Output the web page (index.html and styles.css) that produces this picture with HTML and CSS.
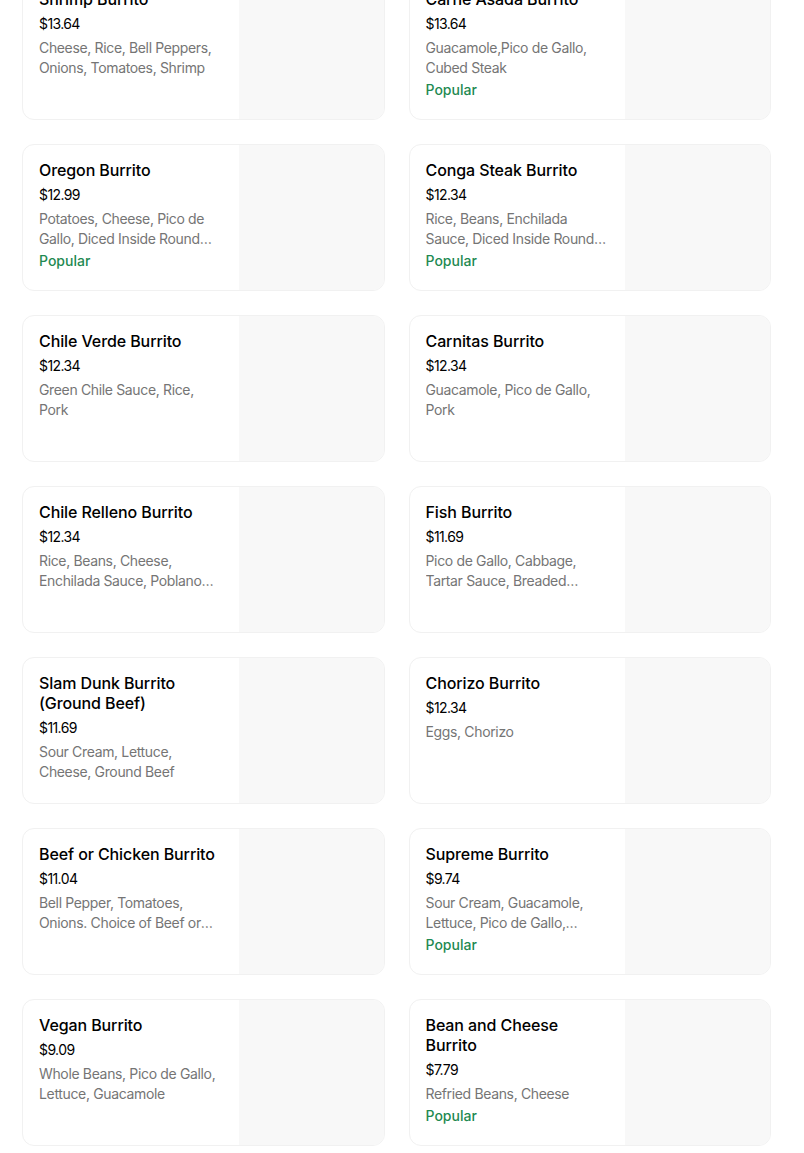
FILE: index.html
```html
<!DOCTYPE html>
<html>
<head>
<meta charset="utf-8">
<link rel="stylesheet" href="styles.css">
</head>
<body>
<div class="menu">
  <div class="card"><div class="info"><div class="title">Shrimp Burrito</div><div class="price">$13.64</div><div class="desc">Cheese, Rice, Bell Peppers, Onions, Tomatoes, Shrimp</div></div><div class="img"></div></div>
  <div class="card"><div class="info"><div class="title">Carne Asada Burrito</div><div class="price">$13.64</div><div class="desc">Guacamole,Pico de Gallo, Cubed Steak</div><div class="popular">Popular</div></div><div class="img"></div></div>

  <div class="card"><div class="info"><div class="title">Oregon Burrito</div><div class="price">$12.99</div><div class="desc">Potatoes, Cheese, Pico de Gallo, Diced Inside Round Steak</div><div class="popular">Popular</div></div><div class="img"></div></div>
  <div class="card"><div class="info"><div class="title">Conga Steak Burrito</div><div class="price">$12.34</div><div class="desc">Rice, Beans, Enchilada Sauce, Diced Inside Round Steak</div><div class="popular">Popular</div></div><div class="img"></div></div>

  <div class="card"><div class="info"><div class="title">Chile Verde Burrito</div><div class="price">$12.34</div><div class="desc">Green Chile Sauce, Rice, Pork</div></div><div class="img"></div></div>
  <div class="card"><div class="info"><div class="title">Carnitas Burrito</div><div class="price">$12.34</div><div class="desc">Guacamole, Pico de Gallo, Pork</div></div><div class="img"></div></div>

  <div class="card"><div class="info"><div class="title">Chile Relleno Burrito</div><div class="price">$12.34</div><div class="desc">Rice, Beans, Cheese, Enchilada Sauce, Poblano Pepper</div></div><div class="img"></div></div>
  <div class="card"><div class="info"><div class="title">Fish Burrito</div><div class="price">$11.69</div><div class="desc">Pico de Gallo, Cabbage, Tartar Sauce, Breaded Whitefish</div></div><div class="img"></div></div>

  <div class="card"><div class="info"><div class="title">Slam Dunk Burrito (Ground Beef)</div><div class="price">$11.69</div><div class="desc">Sour Cream, Lettuce, Cheese, Ground Beef</div></div><div class="img"></div></div>
  <div class="card"><div class="info"><div class="title">Chorizo Burrito</div><div class="price">$12.34</div><div class="desc">Eggs, Chorizo</div></div><div class="img"></div></div>

  <div class="card"><div class="info"><div class="title">Beef or Chicken Burrito</div><div class="price">$11.04</div><div class="desc">Bell Pepper, Tomatoes, Onions. Choice of Beef or Chicken</div></div><div class="img"></div></div>
  <div class="card"><div class="info"><div class="title">Supreme Burrito</div><div class="price">$9.74</div><div class="desc">Sour Cream, Guacamole, Lettuce, Pico de Gallo, Cheese</div><div class="popular">Popular</div></div><div class="img"></div></div>

  <div class="card"><div class="info"><div class="title">Vegan Burrito</div><div class="price">$9.09</div><div class="desc">Whole Beans, Pico de Gallo, Lettuce, Guacamole</div></div><div class="img"></div></div>
  <div class="card"><div class="info"><div class="title">Bean and Cheese Burrito</div><div class="price">$7.79</div><div class="desc">Refried Beans, Cheese</div><div class="popular">Popular</div></div><div class="img"></div></div>
</div>
</body>
</html>
```

FILE: styles.css
```css
html, body {
  margin: 0;
  padding: 0;
  background: #ffffff;
}
body {
  font-family: Inter, "Liberation Sans", sans-serif;
  color: #000000;
  overflow: hidden;
}
.menu {
  width: 749px;
  margin: -27px 0 0 22px;
  display: grid;
  grid-template-columns: 1fr 1fr;
  column-gap: 24px;
  row-gap: 24px;
}
.card {
  height: 147px;
  box-sizing: border-box;
  border: 1px solid #f1f1f1;
  border-radius: 12px;
  display: flex;
  overflow: hidden;
  background: #ffffff;
}
.info {
  flex: 1 1 auto;
  min-width: 0;
  padding: 15px 16px 16px;
}
.img {
  flex: 0 0 145px;
  background: #f8f8f8;
}
.title {
  font-size: 16px;
  line-height: 20px;
  font-weight: 500;
  letter-spacing: -0.1px;
  color: #000000;
}
.price {
  margin-top: 5px;
  font-size: 14px;
  line-height: 20px;
  color: #000000;
  letter-spacing: -0.6px;
}
.desc {
  margin-top: 4px;
  font-size: 14px;
  line-height: 20px;
  color: #757575;
  letter-spacing: -0.35px;
  display: -webkit-box;
  -webkit-line-clamp: 2;
  -webkit-box-orient: vertical;
  overflow: hidden;
}
.popular {
  margin-top: 2px;
  font-size: 14px;
  line-height: 20px;
  font-weight: 500;
  color: #1f8a52;
}
```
- - - - -
Without the pictures, write out the whole listing above exactly as it appears.

Output the web page (index.html and styles.css) that produces this picture with HTML and CSS.
FILE: index.html
```html
<!DOCTYPE html>
<html>
<head>
<meta charset="utf-8">
<link rel="stylesheet" href="styles.css">
</head>
<body>
<div class="menu">
  <div class="card"><div class="info"><div class="title">Shrimp Burrito</div><div class="price">$13.64</div><div class="desc">Cheese, Rice, Bell Peppers, Onions, Tomatoes, Shrimp</div></div><div class="img"></div></div>
  <div class="card"><div class="info"><div class="title">Carne Asada Burrito</div><div class="price">$13.64</div><div class="desc">Guacamole,Pico de Gallo, Cubed Steak</div><div class="popular">Popular</div></div><div class="img"></div></div>

  <div class="card"><div class="info"><div class="title">Oregon Burrito</div><div class="price">$12.99</div><div class="desc">Potatoes, Cheese, Pico de Gallo, Diced Inside Round Steak</div><div class="popular">Popular</div></div><div class="img"></div></div>
  <div class="card"><div class="info"><div class="title">Conga Steak Burrito</div><div class="price">$12.34</div><div class="desc">Rice, Beans, Enchilada Sauce, Diced Inside Round Steak</div><div class="popular">Popular</div></div><div class="img"></div></div>

  <div class="card"><div class="info"><div class="title">Chile Verde Burrito</div><div class="price">$12.34</div><div class="desc">Green Chile Sauce, Rice, Pork</div></div><div class="img"></div></div>
  <div class="card"><div class="info"><div class="title">Carnitas Burrito</div><div class="price">$12.34</div><div class="desc">Guacamole, Pico de Gallo, Pork</div></div><div class="img"></div></div>

  <div class="card"><div class="info"><div class="title">Chile Relleno Burrito</div><div class="price">$12.34</div><div class="desc">Rice, Beans, Cheese, Enchilada Sauce, Poblano Pepper</div></div><div class="img"></div></div>
  <div class="card"><div class="info"><div class="title">Fish Burrito</div><div class="price">$11.69</div><div class="desc">Pico de Gallo, Cabbage, Tartar Sauce, Breaded Whitefish</div></div><div class="img"></div></div>

  <div class="card"><div class="info"><div class="title">Slam Dunk Burrito (Ground Beef)</div><div class="price">$11.69</div><div class="desc">Sour Cream, Lettuce, Cheese, Ground Beef</div></div><div class="img"></div></div>
  <div class="card"><div class="info"><div class="title">Chorizo Burrito</div><div class="price">$12.34</div><div class="desc">Eggs, Chorizo</div></div><div class="img"></div></div>

  <div class="card"><div class="info"><div class="title">Beef or Chicken Burrito</div><div class="price">$11.04</div><div class="desc">Bell Pepper, Tomatoes, Onions. Choice of Beef or Chicken</div></div><div class="img"></div></div>
  <div class="card"><div class="info"><div class="title">Supreme Burrito</div><div class="price">$9.74</div><div class="desc">Sour Cream, Guacamole, Lettuce, Pico de Gallo, Cheese</div><div class="popular">Popular</div></div><div class="img"></div></div>

  <div class="card"><div class="info"><div class="title">Vegan Burrito</div><div class="price">$9.09</div><div class="desc">Whole Beans, Pico de Gallo, Lettuce, Guacamole</div></div><div class="img"></div></div>
  <div class="card"><div class="info"><div class="title">Bean and Cheese Burrito</div><div class="price">$7.79</div><div class="desc">Refried Beans, Cheese</div><div class="popular">Popular</div></div><div class="img"></div></div>
</div>
</body>
</html>
```

FILE: styles.css
```css
html, body {
  margin: 0;
  padding: 0;
  background: #ffffff;
}
body {
  font-family: Inter, "Liberation Sans", sans-serif;
  color: #000000;
  overflow: hidden;
}
.menu {
  width: 749px;
  margin: -27px 0 0 22px;
  display: grid;
  grid-template-columns: 1fr 1fr;
  column-gap: 24px;
  row-gap: 24px;
}
.card {
  height: 147px;
  box-sizing: border-box;
  border: 1px solid #f1f1f1;
  border-radius: 12px;
  display: flex;
  overflow: hidden;
  background: #ffffff;
}
.info {
  flex: 1 1 auto;
  min-width: 0;
  padding: 15px 16px 16px;
}
.img {
  flex: 0 0 145px;
  background: #f8f8f8;
}
.title {
  font-size: 16px;
  line-height: 20px;
  font-weight: 500;
  letter-spacing: -0.1px;
  color: #000000;
}
.price {
  margin-top: 5px;
  font-size: 14px;
  line-height: 20px;
  color: #000000;
  letter-spacing: -0.6px;
}
.desc {
  margin-top: 4px;
  font-size: 14px;
  line-height: 20px;
  color: #757575;
  letter-spacing: -0.35px;
  display: -webkit-box;
  -webkit-line-clamp: 2;
  -webkit-box-orient: vertical;
  overflow: hidden;
}
.popular {
  margin-top: 2px;
  font-size: 14px;
  line-height: 20px;
  font-weight: 500;
  color: #1f8a52;
}
```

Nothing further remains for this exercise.